**Problem description**
Where a line in the listing contains the string "components", copy that line out.

**Given material**
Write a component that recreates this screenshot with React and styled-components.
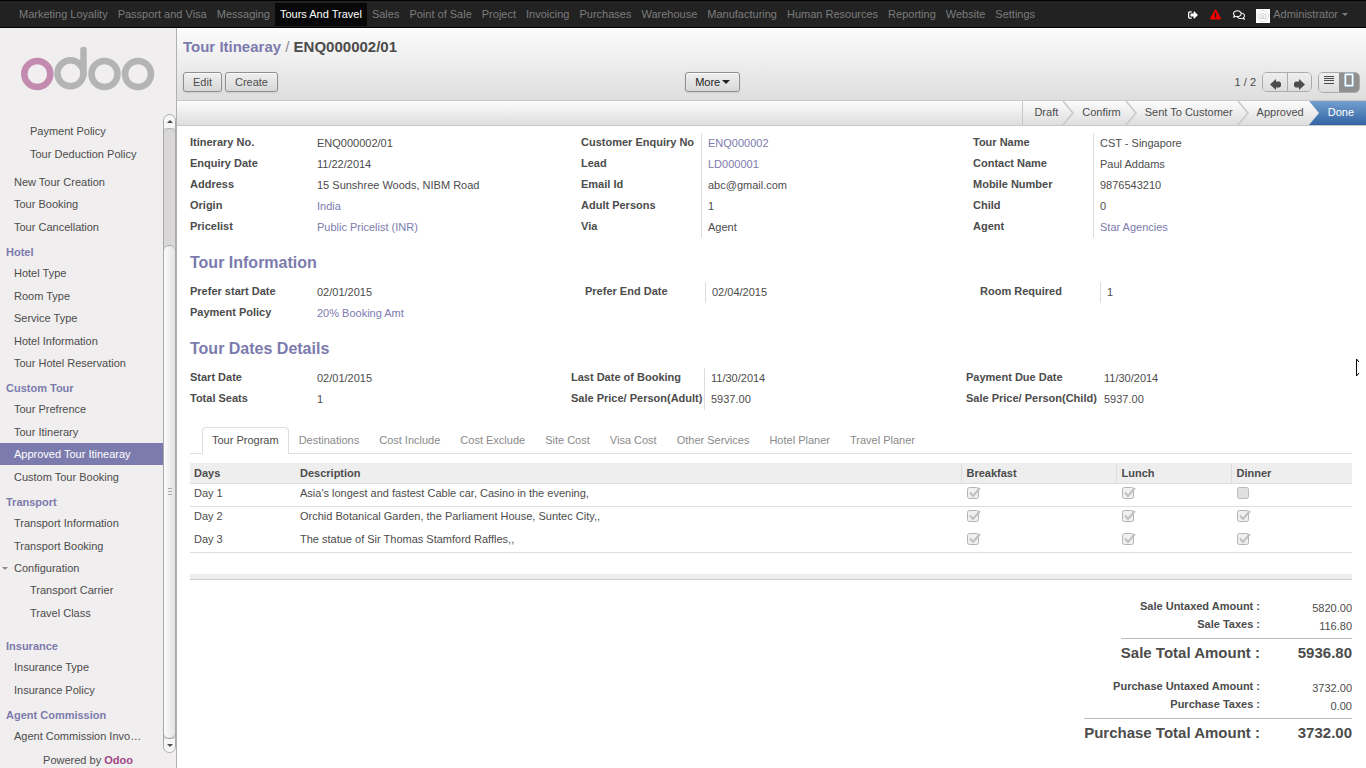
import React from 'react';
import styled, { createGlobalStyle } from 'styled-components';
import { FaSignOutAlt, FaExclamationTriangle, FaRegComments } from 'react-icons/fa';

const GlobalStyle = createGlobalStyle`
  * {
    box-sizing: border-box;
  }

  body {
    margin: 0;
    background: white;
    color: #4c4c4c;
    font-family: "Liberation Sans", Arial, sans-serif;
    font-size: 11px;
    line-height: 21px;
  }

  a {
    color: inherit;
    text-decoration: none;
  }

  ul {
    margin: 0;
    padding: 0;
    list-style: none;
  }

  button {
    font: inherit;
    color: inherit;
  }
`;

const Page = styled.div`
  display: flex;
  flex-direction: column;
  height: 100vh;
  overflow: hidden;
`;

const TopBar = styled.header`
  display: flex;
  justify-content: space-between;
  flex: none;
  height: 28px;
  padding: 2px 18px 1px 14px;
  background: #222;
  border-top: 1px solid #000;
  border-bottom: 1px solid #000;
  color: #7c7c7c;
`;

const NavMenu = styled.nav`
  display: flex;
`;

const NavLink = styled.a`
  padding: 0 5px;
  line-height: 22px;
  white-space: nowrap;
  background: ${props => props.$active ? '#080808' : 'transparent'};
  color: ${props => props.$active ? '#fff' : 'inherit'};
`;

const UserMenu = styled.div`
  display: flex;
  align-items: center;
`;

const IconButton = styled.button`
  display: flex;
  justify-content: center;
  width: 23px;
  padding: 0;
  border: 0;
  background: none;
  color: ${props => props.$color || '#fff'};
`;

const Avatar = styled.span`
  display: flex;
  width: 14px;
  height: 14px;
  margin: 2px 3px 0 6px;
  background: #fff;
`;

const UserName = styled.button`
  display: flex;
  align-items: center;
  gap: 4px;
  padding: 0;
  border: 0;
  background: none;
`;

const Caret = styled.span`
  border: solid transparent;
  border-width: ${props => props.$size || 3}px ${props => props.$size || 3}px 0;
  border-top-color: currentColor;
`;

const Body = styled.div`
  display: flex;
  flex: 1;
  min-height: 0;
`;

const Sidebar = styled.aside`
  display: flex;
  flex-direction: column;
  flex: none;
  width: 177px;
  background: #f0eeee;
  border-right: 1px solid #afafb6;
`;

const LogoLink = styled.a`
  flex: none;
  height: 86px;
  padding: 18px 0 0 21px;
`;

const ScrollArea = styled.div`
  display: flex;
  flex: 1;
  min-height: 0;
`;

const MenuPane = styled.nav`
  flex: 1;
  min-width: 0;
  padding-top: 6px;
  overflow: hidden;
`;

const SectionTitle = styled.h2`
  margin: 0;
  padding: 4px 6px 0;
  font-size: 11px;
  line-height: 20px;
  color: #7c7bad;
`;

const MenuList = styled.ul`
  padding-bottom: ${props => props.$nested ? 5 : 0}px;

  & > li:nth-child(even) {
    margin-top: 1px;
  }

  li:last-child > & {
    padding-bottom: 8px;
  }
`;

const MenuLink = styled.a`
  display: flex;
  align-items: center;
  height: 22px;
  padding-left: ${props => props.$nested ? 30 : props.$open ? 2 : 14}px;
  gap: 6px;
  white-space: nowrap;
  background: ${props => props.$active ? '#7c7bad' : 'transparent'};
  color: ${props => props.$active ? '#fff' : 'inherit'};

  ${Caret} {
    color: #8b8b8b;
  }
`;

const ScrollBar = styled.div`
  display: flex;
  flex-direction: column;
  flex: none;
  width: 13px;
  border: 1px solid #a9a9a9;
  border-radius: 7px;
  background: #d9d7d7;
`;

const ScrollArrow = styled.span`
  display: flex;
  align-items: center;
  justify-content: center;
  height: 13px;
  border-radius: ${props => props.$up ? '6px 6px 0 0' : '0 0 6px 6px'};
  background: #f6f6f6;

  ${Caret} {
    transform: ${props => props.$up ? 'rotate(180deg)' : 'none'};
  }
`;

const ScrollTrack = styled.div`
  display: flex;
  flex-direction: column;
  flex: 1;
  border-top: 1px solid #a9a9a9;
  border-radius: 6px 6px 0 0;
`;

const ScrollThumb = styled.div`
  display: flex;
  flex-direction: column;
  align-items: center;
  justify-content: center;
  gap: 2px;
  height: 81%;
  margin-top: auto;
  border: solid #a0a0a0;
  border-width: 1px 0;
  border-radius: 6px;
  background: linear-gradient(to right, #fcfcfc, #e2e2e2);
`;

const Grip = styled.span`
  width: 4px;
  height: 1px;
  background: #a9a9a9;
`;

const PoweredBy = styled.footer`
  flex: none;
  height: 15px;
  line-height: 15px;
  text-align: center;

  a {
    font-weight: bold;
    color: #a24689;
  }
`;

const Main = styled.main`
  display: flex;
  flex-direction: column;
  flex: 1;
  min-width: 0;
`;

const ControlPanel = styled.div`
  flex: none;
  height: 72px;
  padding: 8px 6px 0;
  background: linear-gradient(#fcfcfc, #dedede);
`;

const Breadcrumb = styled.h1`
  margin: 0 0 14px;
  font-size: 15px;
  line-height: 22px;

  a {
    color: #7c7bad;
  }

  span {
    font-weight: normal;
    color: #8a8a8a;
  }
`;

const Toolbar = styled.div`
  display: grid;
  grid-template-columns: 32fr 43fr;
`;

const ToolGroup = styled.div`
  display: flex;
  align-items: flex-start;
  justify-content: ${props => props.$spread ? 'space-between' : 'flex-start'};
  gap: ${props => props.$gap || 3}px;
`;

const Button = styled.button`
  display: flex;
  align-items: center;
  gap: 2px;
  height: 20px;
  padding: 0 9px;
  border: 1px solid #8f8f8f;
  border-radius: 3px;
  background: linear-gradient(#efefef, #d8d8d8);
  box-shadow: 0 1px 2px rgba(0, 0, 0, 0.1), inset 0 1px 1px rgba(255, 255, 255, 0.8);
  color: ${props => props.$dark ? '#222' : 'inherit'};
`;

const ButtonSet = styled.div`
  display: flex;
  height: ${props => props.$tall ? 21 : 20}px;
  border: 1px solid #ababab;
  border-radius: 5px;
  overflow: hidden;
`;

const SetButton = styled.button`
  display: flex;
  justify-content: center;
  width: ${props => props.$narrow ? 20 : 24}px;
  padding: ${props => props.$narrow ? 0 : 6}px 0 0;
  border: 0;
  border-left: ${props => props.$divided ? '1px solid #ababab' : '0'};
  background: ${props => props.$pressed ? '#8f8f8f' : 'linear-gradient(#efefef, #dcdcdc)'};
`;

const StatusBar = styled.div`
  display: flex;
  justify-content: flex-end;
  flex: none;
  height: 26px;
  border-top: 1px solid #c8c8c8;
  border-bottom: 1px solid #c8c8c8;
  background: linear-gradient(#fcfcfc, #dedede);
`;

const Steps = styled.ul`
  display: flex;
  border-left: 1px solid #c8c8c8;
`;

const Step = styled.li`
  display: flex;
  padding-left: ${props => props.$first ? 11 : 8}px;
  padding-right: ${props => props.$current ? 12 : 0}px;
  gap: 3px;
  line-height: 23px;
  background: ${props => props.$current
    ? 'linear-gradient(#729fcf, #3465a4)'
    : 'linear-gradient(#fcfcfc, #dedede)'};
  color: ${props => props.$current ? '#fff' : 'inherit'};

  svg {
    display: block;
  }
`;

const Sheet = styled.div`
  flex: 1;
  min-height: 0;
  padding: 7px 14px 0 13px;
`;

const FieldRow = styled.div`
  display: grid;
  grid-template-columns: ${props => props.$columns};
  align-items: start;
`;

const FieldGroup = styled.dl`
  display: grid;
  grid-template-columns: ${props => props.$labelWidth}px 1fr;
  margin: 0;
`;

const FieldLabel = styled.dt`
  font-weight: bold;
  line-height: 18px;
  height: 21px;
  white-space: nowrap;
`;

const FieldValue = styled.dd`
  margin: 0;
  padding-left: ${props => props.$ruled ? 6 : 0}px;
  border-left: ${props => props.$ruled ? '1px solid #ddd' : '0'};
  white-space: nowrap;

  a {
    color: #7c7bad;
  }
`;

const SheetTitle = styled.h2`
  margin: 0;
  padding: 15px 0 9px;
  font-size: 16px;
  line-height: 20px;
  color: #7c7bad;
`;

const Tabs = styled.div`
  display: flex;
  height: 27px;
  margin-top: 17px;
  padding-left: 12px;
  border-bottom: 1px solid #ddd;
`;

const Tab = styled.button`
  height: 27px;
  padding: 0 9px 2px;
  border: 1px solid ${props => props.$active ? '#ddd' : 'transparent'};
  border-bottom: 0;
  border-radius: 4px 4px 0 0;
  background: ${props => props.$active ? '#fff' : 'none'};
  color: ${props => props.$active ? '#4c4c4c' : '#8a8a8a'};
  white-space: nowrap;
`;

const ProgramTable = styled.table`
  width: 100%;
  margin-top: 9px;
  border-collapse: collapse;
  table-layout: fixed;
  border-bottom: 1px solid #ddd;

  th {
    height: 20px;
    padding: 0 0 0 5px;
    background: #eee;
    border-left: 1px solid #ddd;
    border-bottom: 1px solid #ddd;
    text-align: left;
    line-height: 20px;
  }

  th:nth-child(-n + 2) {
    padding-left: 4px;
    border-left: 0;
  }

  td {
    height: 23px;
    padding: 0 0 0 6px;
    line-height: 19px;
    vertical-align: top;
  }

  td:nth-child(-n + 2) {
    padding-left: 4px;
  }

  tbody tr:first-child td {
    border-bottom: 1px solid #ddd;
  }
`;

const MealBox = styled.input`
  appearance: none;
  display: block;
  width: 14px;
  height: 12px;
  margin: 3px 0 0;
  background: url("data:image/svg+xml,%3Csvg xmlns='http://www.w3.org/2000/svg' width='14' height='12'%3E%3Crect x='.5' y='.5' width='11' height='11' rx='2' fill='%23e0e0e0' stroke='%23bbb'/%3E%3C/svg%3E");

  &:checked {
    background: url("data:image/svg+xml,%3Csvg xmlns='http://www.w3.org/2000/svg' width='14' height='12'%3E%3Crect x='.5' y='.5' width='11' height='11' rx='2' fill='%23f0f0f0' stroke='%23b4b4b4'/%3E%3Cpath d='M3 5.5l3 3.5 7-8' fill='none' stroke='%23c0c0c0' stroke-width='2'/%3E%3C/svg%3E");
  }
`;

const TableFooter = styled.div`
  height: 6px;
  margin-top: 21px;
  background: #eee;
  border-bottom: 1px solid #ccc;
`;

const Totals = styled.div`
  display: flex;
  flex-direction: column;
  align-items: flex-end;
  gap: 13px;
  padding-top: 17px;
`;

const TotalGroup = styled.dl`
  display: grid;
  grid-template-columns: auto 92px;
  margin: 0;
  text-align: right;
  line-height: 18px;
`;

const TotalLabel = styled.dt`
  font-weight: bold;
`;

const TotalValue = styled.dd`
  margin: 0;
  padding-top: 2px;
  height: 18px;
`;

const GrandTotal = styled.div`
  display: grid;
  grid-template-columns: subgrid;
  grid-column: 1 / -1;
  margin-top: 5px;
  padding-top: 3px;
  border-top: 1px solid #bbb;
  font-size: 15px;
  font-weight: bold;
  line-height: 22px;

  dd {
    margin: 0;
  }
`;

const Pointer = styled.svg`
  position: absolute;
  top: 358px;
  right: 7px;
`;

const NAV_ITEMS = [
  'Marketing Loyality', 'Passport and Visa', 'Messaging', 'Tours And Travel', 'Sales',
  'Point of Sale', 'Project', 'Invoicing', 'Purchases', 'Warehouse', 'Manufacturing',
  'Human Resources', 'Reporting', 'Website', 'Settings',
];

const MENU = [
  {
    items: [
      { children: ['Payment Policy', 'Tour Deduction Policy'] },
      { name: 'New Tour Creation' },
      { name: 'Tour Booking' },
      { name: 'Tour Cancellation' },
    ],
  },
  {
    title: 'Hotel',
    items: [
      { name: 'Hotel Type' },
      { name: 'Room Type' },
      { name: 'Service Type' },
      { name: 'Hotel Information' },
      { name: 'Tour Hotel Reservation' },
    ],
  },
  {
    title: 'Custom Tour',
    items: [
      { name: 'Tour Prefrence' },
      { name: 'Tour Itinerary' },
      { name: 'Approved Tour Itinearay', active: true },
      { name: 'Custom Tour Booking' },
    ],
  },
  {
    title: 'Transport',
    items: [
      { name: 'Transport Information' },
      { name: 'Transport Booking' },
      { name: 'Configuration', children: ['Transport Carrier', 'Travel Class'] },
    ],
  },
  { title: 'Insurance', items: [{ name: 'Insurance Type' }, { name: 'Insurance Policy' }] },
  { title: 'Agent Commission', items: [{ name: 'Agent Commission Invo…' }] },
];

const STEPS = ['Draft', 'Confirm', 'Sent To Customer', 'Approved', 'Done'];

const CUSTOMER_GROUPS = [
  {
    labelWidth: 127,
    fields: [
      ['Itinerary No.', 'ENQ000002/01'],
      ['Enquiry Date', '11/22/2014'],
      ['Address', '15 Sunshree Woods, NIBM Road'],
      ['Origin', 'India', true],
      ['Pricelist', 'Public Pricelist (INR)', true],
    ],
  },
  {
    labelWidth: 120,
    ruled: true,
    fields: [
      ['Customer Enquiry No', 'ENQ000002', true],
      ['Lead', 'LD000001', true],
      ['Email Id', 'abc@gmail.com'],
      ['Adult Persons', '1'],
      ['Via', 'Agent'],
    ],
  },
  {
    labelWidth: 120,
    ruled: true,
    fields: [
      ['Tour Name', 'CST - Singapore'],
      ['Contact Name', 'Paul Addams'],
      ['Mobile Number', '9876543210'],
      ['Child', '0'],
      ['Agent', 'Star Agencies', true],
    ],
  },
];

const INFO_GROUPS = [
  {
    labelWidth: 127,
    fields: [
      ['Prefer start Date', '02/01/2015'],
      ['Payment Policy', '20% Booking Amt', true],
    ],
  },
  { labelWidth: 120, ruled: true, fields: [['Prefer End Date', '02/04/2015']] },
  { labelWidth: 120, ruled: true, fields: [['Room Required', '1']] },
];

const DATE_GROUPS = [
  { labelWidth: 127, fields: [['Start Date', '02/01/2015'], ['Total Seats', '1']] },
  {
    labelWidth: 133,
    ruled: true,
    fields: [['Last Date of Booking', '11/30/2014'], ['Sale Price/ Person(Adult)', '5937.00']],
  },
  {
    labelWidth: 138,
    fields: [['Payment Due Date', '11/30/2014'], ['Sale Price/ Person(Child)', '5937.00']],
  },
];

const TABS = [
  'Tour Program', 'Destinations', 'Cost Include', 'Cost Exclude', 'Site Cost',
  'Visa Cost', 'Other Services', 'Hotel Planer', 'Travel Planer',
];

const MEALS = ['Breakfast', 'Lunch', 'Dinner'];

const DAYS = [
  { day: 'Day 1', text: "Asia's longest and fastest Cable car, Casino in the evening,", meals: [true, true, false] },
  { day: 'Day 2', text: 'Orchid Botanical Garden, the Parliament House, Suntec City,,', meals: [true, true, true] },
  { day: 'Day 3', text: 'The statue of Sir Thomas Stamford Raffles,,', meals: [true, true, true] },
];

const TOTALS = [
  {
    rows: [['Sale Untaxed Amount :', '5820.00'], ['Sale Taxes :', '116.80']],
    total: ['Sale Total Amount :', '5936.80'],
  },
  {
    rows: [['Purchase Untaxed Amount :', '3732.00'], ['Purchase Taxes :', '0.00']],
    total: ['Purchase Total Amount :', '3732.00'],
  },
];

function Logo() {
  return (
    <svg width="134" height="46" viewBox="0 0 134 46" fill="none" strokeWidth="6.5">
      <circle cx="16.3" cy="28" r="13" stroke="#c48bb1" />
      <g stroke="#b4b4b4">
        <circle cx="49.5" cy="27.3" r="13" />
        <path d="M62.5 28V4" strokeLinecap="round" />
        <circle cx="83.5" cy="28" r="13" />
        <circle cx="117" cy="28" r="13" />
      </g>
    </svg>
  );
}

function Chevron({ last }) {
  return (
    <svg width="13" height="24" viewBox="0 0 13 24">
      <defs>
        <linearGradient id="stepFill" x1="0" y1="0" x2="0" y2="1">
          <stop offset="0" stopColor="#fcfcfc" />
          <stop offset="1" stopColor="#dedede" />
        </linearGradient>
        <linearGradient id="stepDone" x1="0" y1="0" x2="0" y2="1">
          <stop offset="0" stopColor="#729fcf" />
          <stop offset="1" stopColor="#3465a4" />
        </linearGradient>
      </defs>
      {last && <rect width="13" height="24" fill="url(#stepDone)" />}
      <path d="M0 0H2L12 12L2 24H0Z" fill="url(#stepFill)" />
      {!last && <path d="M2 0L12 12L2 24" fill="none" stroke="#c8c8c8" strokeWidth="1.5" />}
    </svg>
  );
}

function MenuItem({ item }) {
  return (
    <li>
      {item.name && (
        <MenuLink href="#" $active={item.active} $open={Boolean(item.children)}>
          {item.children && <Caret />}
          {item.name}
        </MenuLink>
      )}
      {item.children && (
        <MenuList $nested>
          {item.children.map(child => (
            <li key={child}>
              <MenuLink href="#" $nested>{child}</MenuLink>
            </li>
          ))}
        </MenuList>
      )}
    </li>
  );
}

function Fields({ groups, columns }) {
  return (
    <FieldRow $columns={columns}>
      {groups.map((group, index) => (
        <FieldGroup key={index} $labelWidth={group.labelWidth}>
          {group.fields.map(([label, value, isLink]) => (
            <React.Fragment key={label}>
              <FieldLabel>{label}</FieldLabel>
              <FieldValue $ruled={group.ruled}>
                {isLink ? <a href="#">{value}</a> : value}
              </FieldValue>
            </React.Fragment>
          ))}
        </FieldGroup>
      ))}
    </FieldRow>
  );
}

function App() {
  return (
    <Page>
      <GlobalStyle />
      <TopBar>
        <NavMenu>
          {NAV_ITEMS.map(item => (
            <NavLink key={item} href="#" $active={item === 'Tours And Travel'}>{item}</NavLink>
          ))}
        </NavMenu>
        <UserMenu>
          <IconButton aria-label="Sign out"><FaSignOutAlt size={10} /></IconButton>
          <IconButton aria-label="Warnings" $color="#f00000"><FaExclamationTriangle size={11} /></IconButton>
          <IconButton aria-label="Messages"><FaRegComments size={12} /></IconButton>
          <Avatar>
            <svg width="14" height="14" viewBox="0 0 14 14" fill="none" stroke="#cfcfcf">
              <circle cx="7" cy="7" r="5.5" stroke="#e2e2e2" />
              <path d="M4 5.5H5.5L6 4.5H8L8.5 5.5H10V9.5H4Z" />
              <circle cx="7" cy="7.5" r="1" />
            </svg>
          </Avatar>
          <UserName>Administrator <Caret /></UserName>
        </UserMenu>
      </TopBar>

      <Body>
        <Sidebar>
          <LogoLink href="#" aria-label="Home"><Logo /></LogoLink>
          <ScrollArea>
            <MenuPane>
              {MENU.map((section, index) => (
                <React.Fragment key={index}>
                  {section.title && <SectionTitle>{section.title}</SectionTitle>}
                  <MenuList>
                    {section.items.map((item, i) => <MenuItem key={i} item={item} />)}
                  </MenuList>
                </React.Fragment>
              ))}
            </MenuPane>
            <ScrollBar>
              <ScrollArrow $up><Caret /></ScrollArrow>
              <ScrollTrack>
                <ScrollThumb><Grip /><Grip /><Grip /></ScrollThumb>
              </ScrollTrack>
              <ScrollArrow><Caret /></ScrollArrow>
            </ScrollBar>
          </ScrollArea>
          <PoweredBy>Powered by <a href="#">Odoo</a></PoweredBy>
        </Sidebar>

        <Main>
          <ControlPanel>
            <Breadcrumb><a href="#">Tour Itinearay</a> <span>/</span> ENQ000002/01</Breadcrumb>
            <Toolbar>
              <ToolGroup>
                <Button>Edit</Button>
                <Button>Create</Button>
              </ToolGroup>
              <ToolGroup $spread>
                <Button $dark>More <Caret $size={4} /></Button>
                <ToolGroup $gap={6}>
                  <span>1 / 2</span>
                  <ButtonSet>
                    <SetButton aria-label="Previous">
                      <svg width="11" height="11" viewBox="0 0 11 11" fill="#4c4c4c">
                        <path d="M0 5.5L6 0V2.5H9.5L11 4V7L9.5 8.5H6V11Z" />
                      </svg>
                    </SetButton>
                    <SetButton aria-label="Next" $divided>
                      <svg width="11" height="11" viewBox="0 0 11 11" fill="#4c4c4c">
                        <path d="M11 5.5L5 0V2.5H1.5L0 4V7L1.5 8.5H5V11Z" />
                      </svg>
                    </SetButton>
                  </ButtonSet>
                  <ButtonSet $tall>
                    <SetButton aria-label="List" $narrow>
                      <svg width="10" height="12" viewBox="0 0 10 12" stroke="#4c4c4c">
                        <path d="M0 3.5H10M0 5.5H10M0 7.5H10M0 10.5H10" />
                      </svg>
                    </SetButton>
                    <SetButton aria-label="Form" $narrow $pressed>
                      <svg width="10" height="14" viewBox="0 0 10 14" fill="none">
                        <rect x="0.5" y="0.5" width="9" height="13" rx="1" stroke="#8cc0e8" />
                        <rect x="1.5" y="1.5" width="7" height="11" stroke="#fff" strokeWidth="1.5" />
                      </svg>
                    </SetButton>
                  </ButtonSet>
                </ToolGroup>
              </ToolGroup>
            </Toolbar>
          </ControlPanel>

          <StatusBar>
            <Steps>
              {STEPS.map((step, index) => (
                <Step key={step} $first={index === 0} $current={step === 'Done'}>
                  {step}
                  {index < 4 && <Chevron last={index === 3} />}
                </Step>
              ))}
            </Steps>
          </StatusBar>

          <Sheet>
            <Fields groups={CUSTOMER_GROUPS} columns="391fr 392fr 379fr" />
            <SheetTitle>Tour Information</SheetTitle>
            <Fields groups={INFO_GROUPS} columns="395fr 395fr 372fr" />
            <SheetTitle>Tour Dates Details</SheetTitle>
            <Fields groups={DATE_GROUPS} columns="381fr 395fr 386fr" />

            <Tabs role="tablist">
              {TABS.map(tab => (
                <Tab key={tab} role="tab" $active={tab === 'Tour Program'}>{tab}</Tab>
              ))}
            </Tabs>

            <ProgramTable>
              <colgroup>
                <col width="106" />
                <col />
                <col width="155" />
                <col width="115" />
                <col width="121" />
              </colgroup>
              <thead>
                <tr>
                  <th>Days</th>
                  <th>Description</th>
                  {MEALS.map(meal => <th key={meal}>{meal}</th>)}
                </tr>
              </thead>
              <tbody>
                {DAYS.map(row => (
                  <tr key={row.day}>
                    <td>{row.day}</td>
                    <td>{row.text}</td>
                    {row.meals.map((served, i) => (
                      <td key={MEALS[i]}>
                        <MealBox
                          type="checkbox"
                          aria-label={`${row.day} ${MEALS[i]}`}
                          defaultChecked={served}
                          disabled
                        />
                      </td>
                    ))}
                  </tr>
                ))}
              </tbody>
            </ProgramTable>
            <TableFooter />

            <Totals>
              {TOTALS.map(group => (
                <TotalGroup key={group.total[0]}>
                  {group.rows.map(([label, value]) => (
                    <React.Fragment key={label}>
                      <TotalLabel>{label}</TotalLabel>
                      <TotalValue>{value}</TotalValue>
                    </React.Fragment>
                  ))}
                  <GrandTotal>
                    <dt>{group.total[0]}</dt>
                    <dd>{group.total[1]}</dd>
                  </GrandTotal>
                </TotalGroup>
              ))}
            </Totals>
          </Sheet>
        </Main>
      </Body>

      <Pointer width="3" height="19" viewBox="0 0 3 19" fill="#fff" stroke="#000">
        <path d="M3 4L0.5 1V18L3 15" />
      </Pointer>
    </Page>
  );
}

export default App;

**Result of this task**
Write a component that recreates this screenshot with React and styled-components.
import styled, { createGlobalStyle } from 'styled-components';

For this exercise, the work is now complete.